By our reckoning, Garcia's series of expose on Meralco are so revolting, it only means that Lopezes had squeezed the public dry to keep them and their minions oiled.

If these are not all true, why are they afraid of a public scrutiny?

We couldn't understand why this Lopez family who emerged triumphant fighting long and hard the Marcos dictatorship would be so afraid of an hour or two of a boardroom battle.

The Lopezes¸ for the longest time the owners and managers of Meralco and the giant network ABS-CBN, should be the last family standing while promoting and protecting public interest.

We couldn't understand why this family who raised all the books on free speech through those dark years would now deprive the public they ought to serve of the same freedom to know the truth about Meralco's "system loss" charges, to "generation charges, transmission charges, metering charges, universal charges—-to name a few.

Along with the ABS-CBN employees, the Lopezes have raised hell many times--the last one was when the AFP and the police denied their reporters and cameramen free access to the Manila Peninsula siege--when their right to information was threatened.

Another sister company, ANC, always takes pride in its non-stop coverage of public hearings at the House and the Senate involving every possible scandal in the government.

In fact, the Lopezes claim that the campaign to lower electricity rates by demanding a change in management of Meralco is a result of the critical reporting by ABS-CBN, ANC, and their radio network, dzMM of what has been happening to the government.

Talk is cheap, if untrue.

Is this why Lopez management has flatly rejected a request from ABS-CBN's rival GMA 7television network to cover the stockholders' meeting live?

Indeed, it's a different story, if you are the one getting the prick of the syringe? Freedom of speech for thee, but not for you and me--the public as stockholders and consumers with as much stake in this public utility?
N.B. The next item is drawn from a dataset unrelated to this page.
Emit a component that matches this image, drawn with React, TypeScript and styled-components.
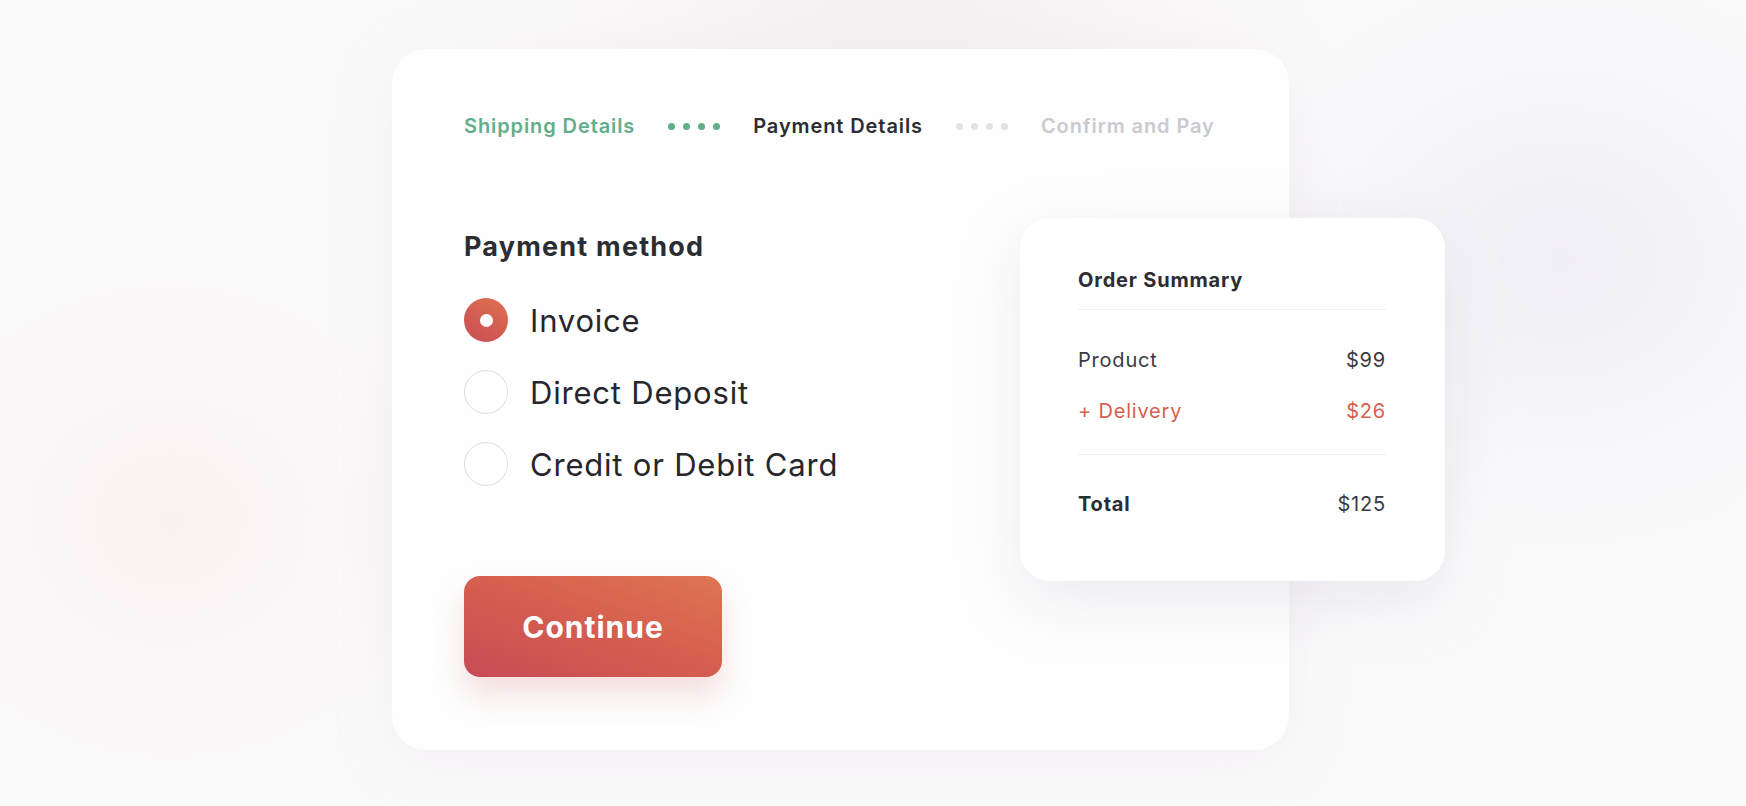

Didn't the people of the Lopez's TV and radio stations throw everything, including the kitchen sink, to this rival TV station which, they said, gave an inaccurate story about their own ratings? And they did so at a great inconvenience to the public they ought to serve?

Or perhaps, that is precisely the whole point of the refusal of a media coverage of the Meralco stockholders' meeting: It is not the interest of the public that is at stake here, it is the interest of the Lopezes. Nothing more, nothing less. Hindi tayo kapamilya, kaya hindi tayo kasama?

And who belongs to this family? Not those who have been robbed of hard earned money to pay high electricity rates to allow the Lopezes to live it up.

Not the Meralco employees/shareholders who were asked to sign or resign if they wouldn't allow the Lopezes to get all the proxy votes for the May 27 stockholders' meeting? What a way to stay in power!

How do the Lopezes indeed define public interest then? Doesn't this one of Meralco's most of its controversial stockholders meetings fall under public interest? And hence requires vigorous reporting?

Media coverage, the Lopezes used to say, is the best protection against oppressors, if that is how they prefer to call their critics, but how come the Lopezes are not using a great public tool that protected them during the Marcos years, that protected the great mass of people against military power called Edsa Revolution that paved the way for them to reclaim the country's biggest electricity distribution firm?

Times have changed--and how! It only exposed the Lopezes own folly that the things they did then and now was for their own good, never for the public, even if the Lopezes have managed to confuse the two different interests at their convenience. Again, master muzzler, double talker.